With the Cork men was a sea captain named Collins who was to take over the captaincy of the Upnor when she was captured. He was not an IRA man. Arrangements previously made to commandeer a boat to follow the Upnor to sea did not materialise but luckily the tugboat Warrior had berthed at Deepwater Quay, Cobh that day about noon.

Michael and his crew boarded her and found the captain had gone ashore. Putting his own crew aboard they went in search of the captain. He describes: “We could not put to sea until we located him; if we put to sea and he returned to the quay to find his boat missing he would report the fact to the Admiralty and the alarm would be given”. Michael describes that they searched hotels and shipping offices in the town and eventually found him in the very last office we tried. They took him prisoner and placed him under an armed guard in the Rob Roy Hotel.

The time was now gone 2pm and the Upnor had at least two hours or more of a start on them. Michael and his crew gave chase. He describes: “We got aboard the Warrior with Captain Collins in charge of her and made for the open sea. Our lads worked so hard on the engines that the original crew, who were aboard, were afraid the boilers would burst and they offered to do the job themselves. We agreed to this”.

Leaving Cobh Harbour Michael told Captain Collins to strike a course for Waterford. He had no idea of what was afoot and did as he was told. When they got outside the harbour there was no sign of the Upnor so he asked the Captain to alter course for Portsmouth. He did this. They sailed on the Portsmouth course for several hours and just as dusk was falling, they sighted the Upnor and her escort of two armed trawlers.

The trawlers were about two miles from the Upnor and in front of the Upnor. She was making slow speed as she was towing a barge. Michael describes that they closed in on her; “One of our lads shouted to her captain to stop, saying we had an important message for the captain at the same time waving an official looking envelope. She stopped. We lowered a boat and a few of us went aboard her. We produced our guns and held up the captain and any of the crew in sight. Mick Murphy ordered the captain, at the point of a Lewis gun, to leave the bridge”.

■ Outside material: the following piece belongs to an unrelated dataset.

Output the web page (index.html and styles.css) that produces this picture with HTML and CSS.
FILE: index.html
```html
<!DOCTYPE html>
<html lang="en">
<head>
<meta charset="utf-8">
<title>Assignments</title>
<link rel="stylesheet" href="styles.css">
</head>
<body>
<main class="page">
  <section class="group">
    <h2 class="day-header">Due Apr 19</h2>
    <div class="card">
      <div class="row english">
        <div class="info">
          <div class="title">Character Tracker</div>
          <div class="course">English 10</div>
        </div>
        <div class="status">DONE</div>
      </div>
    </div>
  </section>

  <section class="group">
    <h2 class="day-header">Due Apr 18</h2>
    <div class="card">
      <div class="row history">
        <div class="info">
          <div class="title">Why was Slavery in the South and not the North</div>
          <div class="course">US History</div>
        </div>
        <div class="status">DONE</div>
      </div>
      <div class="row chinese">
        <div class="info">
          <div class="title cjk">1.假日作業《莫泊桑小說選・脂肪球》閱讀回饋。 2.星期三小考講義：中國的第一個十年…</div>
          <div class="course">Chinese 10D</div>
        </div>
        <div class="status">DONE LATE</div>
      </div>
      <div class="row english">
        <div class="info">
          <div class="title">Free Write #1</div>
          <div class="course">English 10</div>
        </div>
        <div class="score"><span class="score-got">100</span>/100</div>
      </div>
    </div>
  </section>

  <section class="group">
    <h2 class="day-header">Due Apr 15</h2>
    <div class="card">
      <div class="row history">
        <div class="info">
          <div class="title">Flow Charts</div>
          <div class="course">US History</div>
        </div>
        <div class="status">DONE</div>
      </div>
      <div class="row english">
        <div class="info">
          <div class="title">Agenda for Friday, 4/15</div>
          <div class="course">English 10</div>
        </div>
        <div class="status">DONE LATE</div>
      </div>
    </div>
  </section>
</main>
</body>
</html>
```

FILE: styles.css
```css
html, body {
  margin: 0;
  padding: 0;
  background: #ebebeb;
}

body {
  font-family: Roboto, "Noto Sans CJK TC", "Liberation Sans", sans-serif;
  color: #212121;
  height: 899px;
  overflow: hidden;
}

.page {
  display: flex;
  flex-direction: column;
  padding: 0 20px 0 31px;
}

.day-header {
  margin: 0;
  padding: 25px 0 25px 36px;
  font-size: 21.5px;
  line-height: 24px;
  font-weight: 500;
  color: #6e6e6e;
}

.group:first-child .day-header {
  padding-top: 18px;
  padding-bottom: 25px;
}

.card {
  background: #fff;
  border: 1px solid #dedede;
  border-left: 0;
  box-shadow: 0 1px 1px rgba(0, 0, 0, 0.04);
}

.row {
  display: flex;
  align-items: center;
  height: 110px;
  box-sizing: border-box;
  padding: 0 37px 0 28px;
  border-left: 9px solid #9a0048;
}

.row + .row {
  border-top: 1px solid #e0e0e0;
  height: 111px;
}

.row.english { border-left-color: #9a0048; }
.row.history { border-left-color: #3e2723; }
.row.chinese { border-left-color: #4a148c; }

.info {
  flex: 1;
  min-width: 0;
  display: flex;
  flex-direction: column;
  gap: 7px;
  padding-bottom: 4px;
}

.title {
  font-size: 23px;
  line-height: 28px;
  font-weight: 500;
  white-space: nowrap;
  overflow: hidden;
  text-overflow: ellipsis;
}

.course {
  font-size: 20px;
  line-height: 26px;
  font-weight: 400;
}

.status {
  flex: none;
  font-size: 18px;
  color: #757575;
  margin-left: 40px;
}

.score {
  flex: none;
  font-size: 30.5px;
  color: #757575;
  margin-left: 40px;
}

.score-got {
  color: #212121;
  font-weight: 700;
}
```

Meanwhile the Warrior had pulled alongside the Upnor and a further party of lads came aboard the latter. Darkness had now fallen. They were from thirty to forty miles off the Irish coast and the British trawler escort had gone ahead oblivious of the fact that the Upnor with its precious cargo had changed hands. The journey to Ballycotton was uneventful. Michael details: “We tied up at the pier at about 4am on 30 March 1922 and the task of unloading commenced. There were upwards of one hundred lorries of all kinds and the same number of men, all from the Cork Brigade, waiting to unload and take away the cargo and it was not until about 6pm that the last lorry left the pier”.

Just as they were preparing to leave Ballycotton on the last lorry a grey shape loomed up at sea. It was the British man-of-war searching for the missing Upnor. Apparently the Upnor’s escorts tried to make contact with her and failing to do so informed the British naval authorities that something was amiss.


1145a. Picture of Upnor, Cork Harbour, c.1922 (picture: Cork City Library).